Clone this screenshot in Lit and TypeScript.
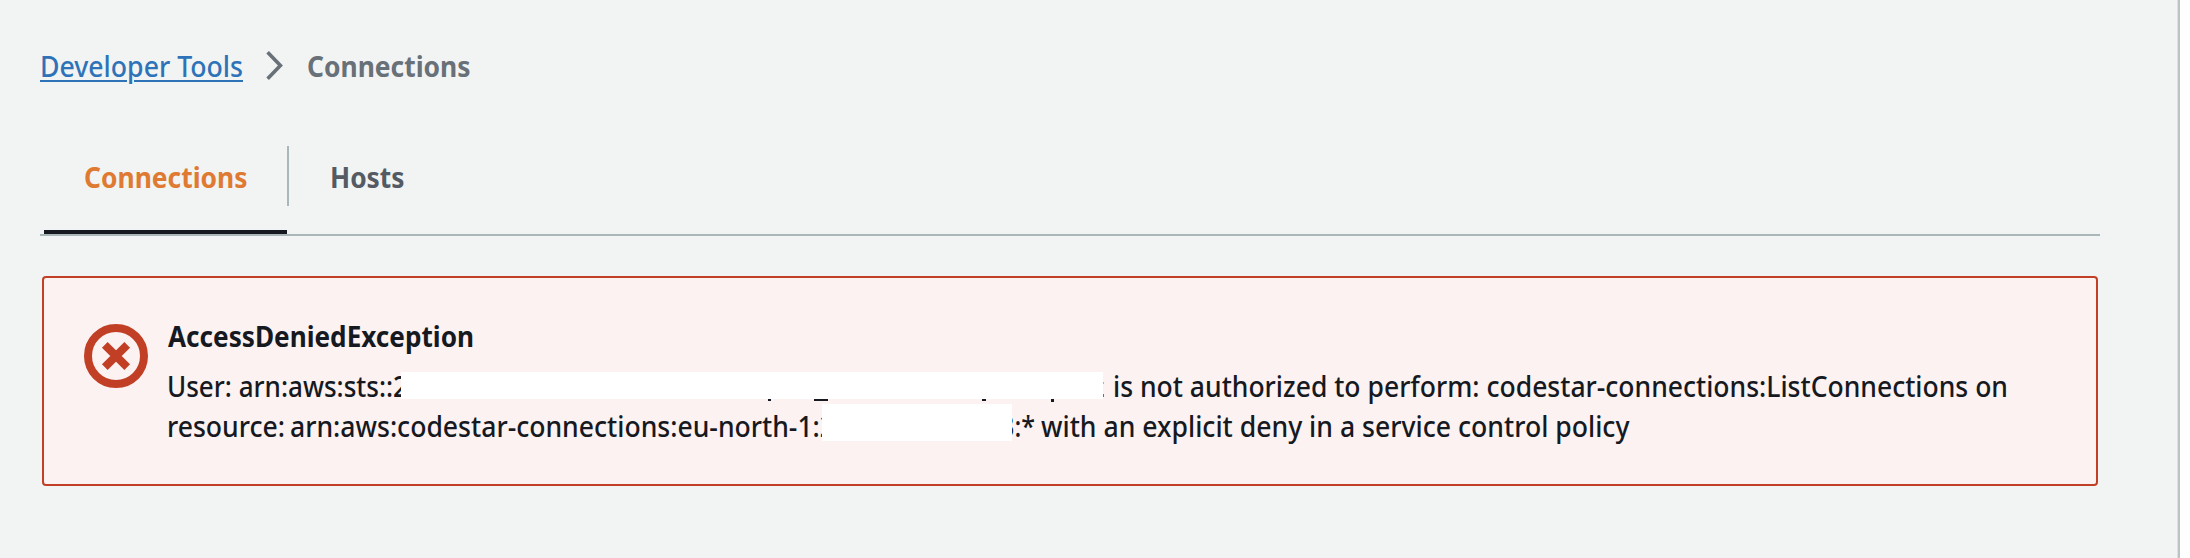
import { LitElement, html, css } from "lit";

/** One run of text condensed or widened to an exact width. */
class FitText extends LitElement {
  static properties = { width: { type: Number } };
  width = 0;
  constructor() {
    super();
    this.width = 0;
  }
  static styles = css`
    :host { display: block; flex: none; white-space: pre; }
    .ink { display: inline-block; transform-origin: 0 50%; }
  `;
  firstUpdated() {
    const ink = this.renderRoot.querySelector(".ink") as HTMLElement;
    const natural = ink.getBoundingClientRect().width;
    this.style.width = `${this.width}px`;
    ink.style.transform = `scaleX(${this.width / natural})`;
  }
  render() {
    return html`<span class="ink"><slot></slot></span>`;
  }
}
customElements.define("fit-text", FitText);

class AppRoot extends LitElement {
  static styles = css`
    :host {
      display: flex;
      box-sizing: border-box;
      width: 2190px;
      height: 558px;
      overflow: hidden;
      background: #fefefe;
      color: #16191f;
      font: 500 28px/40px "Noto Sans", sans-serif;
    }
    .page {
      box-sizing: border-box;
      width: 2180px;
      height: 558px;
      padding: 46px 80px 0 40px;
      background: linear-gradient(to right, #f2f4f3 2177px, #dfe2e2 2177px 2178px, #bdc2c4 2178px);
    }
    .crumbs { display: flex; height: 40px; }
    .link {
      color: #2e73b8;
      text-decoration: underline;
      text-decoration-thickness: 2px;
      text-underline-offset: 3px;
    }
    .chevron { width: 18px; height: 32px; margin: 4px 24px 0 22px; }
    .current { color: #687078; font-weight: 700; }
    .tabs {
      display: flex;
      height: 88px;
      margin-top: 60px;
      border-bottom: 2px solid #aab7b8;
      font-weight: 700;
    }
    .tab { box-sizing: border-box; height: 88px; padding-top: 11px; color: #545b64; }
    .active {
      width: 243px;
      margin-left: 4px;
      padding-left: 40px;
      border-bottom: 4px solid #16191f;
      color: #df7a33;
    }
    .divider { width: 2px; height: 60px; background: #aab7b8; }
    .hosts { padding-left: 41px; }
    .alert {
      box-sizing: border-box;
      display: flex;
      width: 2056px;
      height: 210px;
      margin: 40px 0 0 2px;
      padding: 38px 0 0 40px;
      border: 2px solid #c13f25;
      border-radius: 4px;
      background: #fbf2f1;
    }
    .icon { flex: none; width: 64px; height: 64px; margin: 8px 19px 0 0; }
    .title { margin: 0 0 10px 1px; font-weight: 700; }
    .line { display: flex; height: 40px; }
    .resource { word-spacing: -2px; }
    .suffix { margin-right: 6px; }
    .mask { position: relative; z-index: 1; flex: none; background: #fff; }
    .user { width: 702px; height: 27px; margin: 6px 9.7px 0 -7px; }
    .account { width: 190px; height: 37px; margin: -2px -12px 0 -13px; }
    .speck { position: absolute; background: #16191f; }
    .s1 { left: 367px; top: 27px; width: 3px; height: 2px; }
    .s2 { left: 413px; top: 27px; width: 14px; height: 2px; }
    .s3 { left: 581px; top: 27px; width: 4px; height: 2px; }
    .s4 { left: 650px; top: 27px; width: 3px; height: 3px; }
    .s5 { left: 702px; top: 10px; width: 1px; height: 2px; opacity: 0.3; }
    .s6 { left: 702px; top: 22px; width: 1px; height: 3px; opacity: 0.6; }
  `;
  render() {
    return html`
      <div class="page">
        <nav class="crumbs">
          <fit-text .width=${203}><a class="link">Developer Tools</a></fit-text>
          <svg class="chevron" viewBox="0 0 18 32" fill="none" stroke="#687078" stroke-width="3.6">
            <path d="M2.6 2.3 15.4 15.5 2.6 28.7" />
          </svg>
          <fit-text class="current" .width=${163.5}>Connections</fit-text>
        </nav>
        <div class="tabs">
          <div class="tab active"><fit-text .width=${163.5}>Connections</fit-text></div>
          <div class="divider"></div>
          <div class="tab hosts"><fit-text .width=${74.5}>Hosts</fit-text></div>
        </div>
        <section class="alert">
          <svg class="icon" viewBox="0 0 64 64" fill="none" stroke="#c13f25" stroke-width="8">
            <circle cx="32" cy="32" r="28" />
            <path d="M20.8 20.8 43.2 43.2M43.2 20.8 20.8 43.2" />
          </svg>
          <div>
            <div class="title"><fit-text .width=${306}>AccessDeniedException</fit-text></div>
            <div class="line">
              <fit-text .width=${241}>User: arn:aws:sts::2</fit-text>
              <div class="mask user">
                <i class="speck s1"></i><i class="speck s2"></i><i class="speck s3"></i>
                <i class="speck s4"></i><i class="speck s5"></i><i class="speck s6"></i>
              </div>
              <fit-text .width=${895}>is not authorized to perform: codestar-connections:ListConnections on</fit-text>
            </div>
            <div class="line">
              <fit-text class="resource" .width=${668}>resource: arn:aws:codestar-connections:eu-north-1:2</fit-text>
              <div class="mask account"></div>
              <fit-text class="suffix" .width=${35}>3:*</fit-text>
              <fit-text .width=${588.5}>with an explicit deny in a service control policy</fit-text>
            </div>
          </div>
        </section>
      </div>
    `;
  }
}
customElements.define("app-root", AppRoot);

---

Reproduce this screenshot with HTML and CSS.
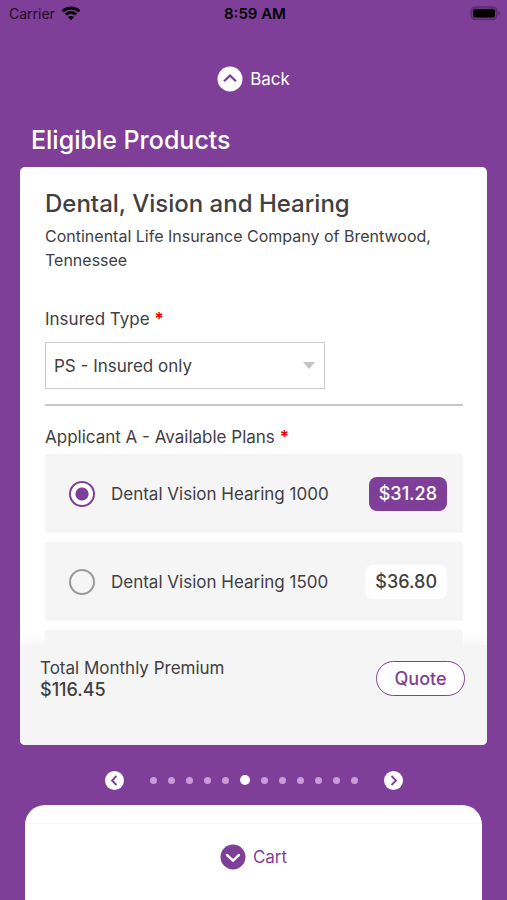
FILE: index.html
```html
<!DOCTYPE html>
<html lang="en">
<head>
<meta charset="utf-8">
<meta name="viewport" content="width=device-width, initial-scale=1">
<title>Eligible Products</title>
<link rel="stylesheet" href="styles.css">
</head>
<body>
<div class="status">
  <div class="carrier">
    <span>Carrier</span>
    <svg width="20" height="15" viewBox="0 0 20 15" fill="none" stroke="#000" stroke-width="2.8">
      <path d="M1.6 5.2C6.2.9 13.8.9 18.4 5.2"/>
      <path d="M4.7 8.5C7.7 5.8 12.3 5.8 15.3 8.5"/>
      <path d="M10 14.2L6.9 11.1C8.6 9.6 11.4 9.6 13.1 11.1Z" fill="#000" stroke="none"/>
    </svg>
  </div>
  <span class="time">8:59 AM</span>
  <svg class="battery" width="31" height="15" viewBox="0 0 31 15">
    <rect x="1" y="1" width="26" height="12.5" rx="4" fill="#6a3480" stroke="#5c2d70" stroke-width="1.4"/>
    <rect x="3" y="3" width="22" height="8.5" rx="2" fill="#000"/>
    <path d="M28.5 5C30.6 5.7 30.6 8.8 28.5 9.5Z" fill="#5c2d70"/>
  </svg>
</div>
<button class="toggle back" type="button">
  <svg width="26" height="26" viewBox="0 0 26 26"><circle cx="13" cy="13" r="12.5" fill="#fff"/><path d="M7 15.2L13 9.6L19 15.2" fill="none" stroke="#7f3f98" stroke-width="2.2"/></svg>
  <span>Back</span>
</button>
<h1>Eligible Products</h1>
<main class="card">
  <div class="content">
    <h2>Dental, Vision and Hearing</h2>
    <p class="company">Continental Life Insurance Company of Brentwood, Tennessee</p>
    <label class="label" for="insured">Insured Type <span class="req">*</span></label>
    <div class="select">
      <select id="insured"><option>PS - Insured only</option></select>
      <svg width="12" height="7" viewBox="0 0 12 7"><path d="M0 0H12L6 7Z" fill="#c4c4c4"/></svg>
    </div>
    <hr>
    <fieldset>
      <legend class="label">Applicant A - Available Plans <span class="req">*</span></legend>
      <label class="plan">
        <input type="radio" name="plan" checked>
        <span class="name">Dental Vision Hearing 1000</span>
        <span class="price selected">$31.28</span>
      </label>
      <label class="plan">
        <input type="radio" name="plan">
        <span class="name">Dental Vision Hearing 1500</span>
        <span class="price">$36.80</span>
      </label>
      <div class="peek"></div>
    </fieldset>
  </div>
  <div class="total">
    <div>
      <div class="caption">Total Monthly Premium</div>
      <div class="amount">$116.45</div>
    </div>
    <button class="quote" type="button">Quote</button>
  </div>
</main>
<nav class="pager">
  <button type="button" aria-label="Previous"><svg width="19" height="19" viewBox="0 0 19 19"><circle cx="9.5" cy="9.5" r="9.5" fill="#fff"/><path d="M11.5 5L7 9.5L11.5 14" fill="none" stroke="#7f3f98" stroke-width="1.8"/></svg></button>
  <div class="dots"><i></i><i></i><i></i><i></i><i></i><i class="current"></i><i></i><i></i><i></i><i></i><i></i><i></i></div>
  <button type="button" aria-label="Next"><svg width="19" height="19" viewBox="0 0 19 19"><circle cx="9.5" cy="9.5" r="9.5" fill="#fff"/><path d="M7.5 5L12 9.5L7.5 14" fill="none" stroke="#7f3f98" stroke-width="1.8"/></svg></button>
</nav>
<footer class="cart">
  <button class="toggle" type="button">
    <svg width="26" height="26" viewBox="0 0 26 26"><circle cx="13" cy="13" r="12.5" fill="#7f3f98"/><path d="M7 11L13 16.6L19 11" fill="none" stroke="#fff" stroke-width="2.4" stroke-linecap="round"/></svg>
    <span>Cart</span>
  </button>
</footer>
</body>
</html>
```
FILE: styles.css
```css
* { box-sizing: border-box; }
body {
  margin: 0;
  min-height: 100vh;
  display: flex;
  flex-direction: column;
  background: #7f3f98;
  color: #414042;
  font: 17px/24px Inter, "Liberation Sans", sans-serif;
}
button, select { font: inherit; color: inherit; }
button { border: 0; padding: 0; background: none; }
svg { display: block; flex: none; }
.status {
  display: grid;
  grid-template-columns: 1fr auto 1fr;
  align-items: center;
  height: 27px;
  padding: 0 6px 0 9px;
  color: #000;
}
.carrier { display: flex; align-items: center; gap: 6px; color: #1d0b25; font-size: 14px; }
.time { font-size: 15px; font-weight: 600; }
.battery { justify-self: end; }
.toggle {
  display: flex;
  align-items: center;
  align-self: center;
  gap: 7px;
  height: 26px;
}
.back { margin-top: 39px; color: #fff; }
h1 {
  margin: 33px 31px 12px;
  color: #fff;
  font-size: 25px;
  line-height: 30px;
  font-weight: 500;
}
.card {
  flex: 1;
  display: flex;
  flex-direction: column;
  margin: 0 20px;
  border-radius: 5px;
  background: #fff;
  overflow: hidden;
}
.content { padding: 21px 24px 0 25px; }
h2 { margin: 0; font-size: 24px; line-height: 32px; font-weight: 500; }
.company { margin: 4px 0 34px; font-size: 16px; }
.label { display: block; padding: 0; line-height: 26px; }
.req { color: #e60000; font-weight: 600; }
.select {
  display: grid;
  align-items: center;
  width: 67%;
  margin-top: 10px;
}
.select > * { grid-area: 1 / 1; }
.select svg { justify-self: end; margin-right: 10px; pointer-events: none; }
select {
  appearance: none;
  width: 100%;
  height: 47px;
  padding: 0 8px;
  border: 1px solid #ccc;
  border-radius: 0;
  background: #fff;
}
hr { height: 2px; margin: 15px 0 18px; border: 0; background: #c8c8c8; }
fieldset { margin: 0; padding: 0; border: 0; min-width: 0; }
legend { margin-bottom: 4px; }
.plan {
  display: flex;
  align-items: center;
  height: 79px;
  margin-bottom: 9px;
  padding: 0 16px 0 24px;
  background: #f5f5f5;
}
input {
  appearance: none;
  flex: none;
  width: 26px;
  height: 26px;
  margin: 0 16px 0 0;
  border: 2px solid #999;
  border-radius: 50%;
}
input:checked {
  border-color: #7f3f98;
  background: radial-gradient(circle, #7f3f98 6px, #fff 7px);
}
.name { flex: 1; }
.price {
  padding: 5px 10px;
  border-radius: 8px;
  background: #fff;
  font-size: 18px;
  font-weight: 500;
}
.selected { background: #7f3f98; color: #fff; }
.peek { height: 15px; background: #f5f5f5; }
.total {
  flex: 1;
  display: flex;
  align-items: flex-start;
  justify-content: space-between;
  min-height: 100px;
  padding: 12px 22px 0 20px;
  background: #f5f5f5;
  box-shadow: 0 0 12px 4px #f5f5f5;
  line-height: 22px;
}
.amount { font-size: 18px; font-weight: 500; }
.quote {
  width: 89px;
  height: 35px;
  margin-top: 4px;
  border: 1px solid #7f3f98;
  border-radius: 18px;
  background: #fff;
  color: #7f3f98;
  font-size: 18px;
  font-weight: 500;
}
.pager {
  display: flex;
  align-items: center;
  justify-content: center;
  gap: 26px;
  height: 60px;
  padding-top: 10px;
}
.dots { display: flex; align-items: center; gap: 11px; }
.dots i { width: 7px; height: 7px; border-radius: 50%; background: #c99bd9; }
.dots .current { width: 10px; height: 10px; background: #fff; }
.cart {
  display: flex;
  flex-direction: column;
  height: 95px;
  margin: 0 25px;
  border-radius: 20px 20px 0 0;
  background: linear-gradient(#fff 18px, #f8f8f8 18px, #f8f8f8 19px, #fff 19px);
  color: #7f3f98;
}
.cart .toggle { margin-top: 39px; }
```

= What you are asked to do =
From the records above, copy only the lines running from the line holding "Clone this screenshot in Lit and TypeScript." through the line holding "LitElement, html, css", with no pictures.

= Solved problem =
Clone this screenshot in Lit and TypeScript.
import { LitElement, html, css } from "lit";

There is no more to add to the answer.